Adaptation des pratiques viticoles

Cette variabilité oblige les vignerons à sélectionner cépages, porte-greffes, et pratiques culturales en fonction de la proximité du fleuve :

  • Dans l’Entre-deux-Mers, où Garonne et Dordogne se rapprochent, alternance de dépôts limoneux et alluvionnaires imposent des stratégies diverses, du drainage à la gestion de la vigueur végétative.
  • Les zones sujettes aux gels de printemps bénéficient d’îlots de douceur grâce à la masse d’eau, comme observé lors de l’épisode de gel de 2021.
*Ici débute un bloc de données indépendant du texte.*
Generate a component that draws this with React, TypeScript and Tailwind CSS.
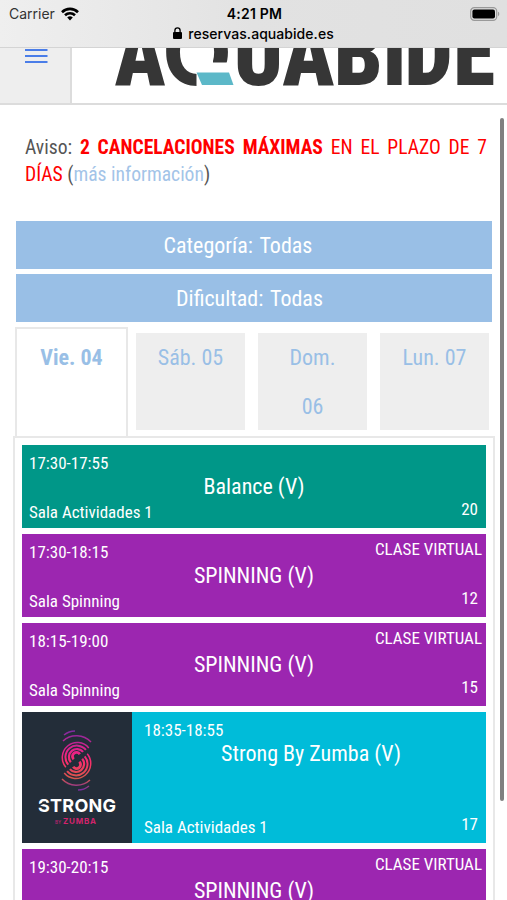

Une lecture renouvelée des terroirs : perspective d’avenir

Les fleuves ne sont pas des cicatrices, mais des veines vivantes du paysage. Ils perpétuent, année après année, une dynamique d’échanges – de sédiments, d’humidité, de chaleur – qui façonne plus qu’elle ne divise. Leur rôle va bien au-delà du simple drainage : ils tissent, par la géographie, une diversité et une complexité de terroirs dont la compréhension passe obligatoirement par l’analyse spatiale, cartographique et pédologique. Aujourd’hui, face au réchauffement climatique, les modèles cartographiques s’affinent, les systèmes d’information géographique (SIG) permettent de prédire – à l’échelle parcellaire – où, et comment, la complexité géologique induite par la Garonne et la Dordogne continuera de dicter les équilibres subtils des vignobles. En détaillant la carte, l’amateur peut (re)découvrir d’autres terroirs, parfois relégués à l’ombre des crus mythiques, mais porteurs d’un potentiel souvent insoupçonné. La lecture des sols, enrichie par l’intelligence des fleuves, demeure la clef pour anticiper, valoriser et transmettre la richesse inépuisable de la mosaïque viticole du Sud-Ouest.

  • Sources : BRGM (Bureau de Recherches Géologiques et Minières), INRAE, IGN, Comité Interprofessionnel du Vin de Bordeaux, Météo France, “Bordeaux, Bourgogne, un duel de géographie sacrée” (Jean-Robert Pitte, Fayard, 2008), travaux d’Olivier Jacquet (Université de Bordeaux).